── Provided records ──

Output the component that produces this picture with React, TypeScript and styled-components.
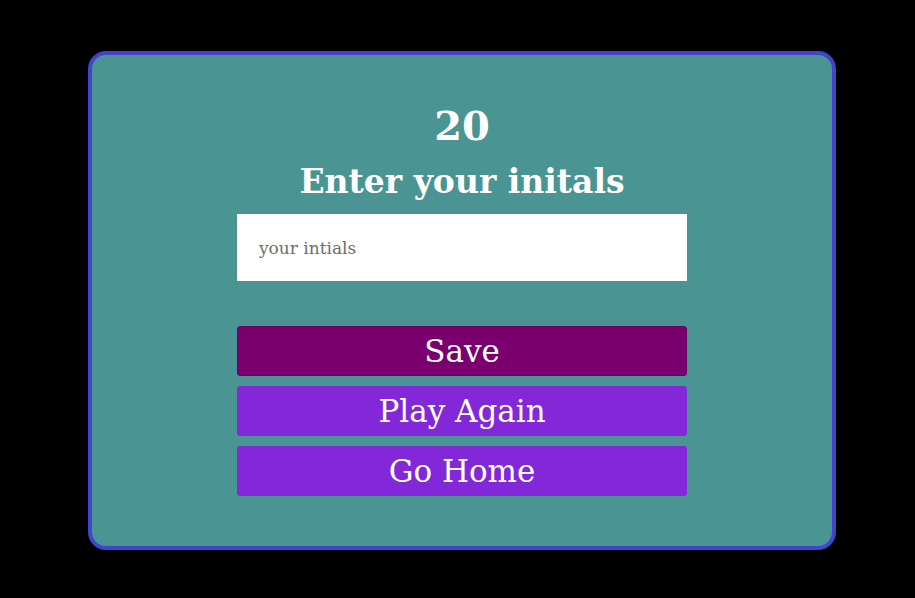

───
── Provided records ──

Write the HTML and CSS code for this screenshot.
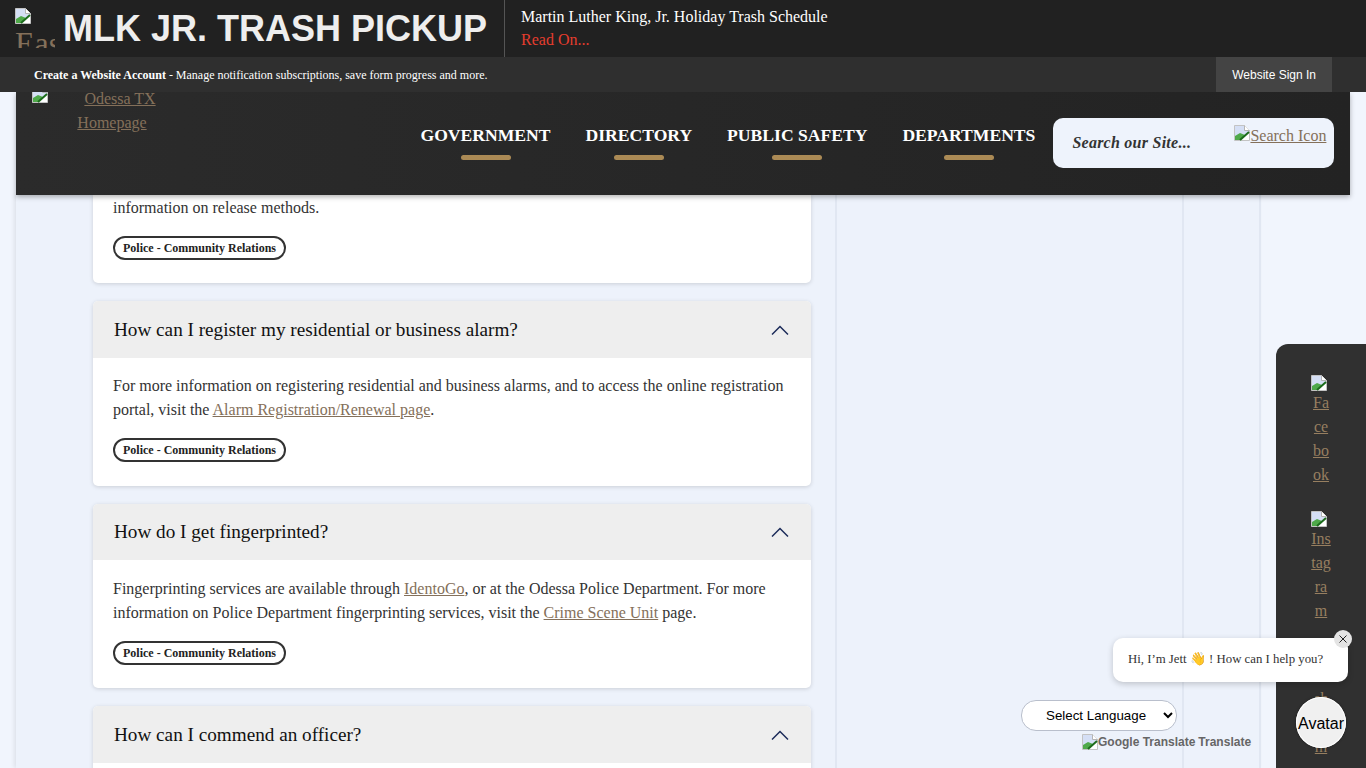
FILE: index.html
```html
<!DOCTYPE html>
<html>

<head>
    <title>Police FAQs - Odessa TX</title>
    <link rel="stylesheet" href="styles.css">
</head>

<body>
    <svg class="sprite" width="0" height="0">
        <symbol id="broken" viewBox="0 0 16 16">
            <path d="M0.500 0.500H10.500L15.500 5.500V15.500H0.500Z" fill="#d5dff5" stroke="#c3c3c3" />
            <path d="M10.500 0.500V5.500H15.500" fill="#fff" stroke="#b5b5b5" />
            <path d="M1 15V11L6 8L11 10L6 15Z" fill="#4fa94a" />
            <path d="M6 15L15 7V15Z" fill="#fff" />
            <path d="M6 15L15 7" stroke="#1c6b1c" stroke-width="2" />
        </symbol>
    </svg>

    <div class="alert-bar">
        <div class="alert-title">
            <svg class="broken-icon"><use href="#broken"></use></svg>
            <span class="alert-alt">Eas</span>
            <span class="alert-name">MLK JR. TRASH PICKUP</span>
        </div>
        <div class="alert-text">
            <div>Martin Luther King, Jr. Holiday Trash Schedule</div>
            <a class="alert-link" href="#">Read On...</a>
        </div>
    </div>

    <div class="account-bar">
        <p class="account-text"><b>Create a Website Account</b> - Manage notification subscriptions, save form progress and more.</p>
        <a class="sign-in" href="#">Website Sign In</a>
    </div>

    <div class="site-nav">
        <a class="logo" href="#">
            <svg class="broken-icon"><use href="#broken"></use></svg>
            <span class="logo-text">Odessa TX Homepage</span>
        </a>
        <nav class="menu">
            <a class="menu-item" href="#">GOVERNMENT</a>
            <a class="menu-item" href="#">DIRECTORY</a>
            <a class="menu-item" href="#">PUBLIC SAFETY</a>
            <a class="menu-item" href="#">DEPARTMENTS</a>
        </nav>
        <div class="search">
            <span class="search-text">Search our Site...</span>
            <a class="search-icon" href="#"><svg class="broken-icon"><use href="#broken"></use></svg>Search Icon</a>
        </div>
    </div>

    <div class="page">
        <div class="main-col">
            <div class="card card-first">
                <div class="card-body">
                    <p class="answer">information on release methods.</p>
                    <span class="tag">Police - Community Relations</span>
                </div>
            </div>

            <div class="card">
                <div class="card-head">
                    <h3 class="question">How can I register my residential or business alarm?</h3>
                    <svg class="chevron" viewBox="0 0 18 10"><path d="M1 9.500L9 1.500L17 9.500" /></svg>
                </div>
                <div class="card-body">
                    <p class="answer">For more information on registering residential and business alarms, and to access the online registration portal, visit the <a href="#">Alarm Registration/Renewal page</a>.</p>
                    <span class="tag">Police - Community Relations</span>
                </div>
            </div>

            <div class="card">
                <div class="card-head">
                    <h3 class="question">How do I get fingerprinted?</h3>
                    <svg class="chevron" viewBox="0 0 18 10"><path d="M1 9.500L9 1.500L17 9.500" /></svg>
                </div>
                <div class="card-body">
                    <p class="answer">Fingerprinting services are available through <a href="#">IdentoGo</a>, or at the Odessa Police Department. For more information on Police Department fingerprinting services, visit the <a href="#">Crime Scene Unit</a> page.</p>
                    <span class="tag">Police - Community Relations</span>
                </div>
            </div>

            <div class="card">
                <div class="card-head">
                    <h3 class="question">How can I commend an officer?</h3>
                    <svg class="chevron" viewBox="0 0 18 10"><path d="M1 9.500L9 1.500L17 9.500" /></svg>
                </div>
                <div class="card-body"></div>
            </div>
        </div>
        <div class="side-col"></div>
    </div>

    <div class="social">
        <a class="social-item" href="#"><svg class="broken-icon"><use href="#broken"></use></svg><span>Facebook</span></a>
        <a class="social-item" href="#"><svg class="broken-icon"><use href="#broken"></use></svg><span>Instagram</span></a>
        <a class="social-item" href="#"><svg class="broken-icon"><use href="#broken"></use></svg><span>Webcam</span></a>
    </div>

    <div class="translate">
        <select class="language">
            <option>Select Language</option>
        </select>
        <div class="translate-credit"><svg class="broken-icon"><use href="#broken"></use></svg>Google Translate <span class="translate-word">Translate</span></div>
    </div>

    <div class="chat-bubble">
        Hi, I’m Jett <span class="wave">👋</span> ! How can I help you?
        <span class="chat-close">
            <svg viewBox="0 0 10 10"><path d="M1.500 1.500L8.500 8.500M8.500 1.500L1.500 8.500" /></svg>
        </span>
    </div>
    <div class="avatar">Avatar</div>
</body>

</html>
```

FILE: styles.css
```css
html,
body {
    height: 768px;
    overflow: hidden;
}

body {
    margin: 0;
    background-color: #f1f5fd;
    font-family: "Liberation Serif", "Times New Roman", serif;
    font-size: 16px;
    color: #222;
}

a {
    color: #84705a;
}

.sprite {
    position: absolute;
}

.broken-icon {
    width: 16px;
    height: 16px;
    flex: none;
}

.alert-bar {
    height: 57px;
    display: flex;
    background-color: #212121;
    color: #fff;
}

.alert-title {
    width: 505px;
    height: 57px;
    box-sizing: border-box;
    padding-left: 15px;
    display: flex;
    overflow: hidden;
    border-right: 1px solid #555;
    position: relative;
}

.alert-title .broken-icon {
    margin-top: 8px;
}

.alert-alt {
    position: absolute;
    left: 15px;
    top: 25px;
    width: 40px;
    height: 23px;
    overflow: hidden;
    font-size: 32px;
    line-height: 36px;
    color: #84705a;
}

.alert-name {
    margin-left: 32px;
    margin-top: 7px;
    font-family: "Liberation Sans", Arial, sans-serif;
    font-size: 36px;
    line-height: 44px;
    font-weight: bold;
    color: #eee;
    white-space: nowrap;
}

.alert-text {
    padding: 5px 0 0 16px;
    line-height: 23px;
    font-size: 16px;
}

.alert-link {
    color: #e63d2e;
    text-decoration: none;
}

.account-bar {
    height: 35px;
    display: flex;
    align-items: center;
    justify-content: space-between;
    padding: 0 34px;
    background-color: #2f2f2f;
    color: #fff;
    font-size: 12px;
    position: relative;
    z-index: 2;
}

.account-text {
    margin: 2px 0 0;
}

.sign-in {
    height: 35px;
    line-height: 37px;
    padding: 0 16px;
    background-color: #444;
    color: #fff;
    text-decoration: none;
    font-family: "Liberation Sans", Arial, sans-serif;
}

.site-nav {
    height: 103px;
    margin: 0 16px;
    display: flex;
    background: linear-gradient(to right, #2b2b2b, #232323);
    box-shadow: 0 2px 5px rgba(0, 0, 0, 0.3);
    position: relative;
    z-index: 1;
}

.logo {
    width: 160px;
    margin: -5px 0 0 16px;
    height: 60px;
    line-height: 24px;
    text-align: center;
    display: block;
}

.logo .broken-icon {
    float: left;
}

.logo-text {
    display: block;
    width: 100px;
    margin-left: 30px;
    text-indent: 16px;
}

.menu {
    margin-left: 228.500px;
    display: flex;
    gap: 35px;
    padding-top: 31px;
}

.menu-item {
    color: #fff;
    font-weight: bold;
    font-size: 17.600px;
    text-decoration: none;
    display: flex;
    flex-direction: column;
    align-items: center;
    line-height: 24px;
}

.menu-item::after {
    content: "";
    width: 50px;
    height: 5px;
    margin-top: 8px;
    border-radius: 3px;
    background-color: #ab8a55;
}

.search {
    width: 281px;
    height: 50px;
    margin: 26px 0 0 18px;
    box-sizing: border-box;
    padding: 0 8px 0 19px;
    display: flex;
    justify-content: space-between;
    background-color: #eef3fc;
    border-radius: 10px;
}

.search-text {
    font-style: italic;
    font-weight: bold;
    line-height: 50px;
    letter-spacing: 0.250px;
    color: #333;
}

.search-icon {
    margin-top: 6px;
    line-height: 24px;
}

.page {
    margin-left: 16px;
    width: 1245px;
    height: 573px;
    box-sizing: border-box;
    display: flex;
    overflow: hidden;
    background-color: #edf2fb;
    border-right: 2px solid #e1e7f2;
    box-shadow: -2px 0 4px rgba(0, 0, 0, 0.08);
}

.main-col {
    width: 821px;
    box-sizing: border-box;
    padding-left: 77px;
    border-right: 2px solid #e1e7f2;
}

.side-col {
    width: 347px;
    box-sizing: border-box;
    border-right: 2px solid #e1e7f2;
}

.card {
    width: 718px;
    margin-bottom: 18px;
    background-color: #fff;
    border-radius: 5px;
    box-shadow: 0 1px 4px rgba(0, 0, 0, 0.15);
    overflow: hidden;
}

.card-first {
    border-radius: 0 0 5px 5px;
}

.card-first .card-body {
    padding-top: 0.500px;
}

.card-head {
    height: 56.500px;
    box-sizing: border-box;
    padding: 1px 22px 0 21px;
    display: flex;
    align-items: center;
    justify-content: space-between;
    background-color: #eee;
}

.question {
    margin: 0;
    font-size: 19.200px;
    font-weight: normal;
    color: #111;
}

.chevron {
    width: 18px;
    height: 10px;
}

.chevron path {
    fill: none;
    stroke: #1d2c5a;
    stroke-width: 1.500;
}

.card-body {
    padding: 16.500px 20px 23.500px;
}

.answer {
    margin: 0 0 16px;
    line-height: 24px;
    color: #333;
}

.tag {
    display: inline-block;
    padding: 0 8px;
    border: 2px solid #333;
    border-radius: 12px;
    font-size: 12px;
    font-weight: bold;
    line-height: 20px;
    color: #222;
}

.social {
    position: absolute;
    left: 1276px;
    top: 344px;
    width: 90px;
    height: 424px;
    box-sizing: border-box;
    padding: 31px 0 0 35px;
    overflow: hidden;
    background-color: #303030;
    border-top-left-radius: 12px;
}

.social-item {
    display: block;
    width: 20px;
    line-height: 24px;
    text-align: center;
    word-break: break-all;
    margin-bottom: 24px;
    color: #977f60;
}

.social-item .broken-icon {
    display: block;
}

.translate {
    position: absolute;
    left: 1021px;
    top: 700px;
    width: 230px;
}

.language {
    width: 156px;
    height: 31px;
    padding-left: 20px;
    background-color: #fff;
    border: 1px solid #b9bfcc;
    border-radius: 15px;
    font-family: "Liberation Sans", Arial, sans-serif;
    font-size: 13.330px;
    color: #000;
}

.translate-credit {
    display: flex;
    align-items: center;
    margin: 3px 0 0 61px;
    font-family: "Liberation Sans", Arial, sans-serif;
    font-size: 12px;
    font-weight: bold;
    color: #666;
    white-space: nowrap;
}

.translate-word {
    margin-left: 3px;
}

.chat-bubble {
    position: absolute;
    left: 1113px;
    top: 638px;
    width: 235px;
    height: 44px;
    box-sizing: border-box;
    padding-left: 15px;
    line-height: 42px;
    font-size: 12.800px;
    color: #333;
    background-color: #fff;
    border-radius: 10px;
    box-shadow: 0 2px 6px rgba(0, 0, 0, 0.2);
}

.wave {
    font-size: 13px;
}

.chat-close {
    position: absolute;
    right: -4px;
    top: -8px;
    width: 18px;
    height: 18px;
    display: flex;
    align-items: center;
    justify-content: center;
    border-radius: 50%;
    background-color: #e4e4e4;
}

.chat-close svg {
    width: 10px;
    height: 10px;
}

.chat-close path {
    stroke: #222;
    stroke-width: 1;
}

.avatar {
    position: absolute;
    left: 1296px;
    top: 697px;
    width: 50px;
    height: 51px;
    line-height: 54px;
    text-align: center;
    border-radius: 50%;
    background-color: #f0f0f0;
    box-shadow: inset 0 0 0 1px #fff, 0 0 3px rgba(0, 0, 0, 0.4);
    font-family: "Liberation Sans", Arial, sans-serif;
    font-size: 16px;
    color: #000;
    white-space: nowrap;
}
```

───

Pick out the lines containing the word "this" and show them.

Output the component that produces this picture with React, TypeScript and styled-components.
Write the HTML and CSS code for this screenshot.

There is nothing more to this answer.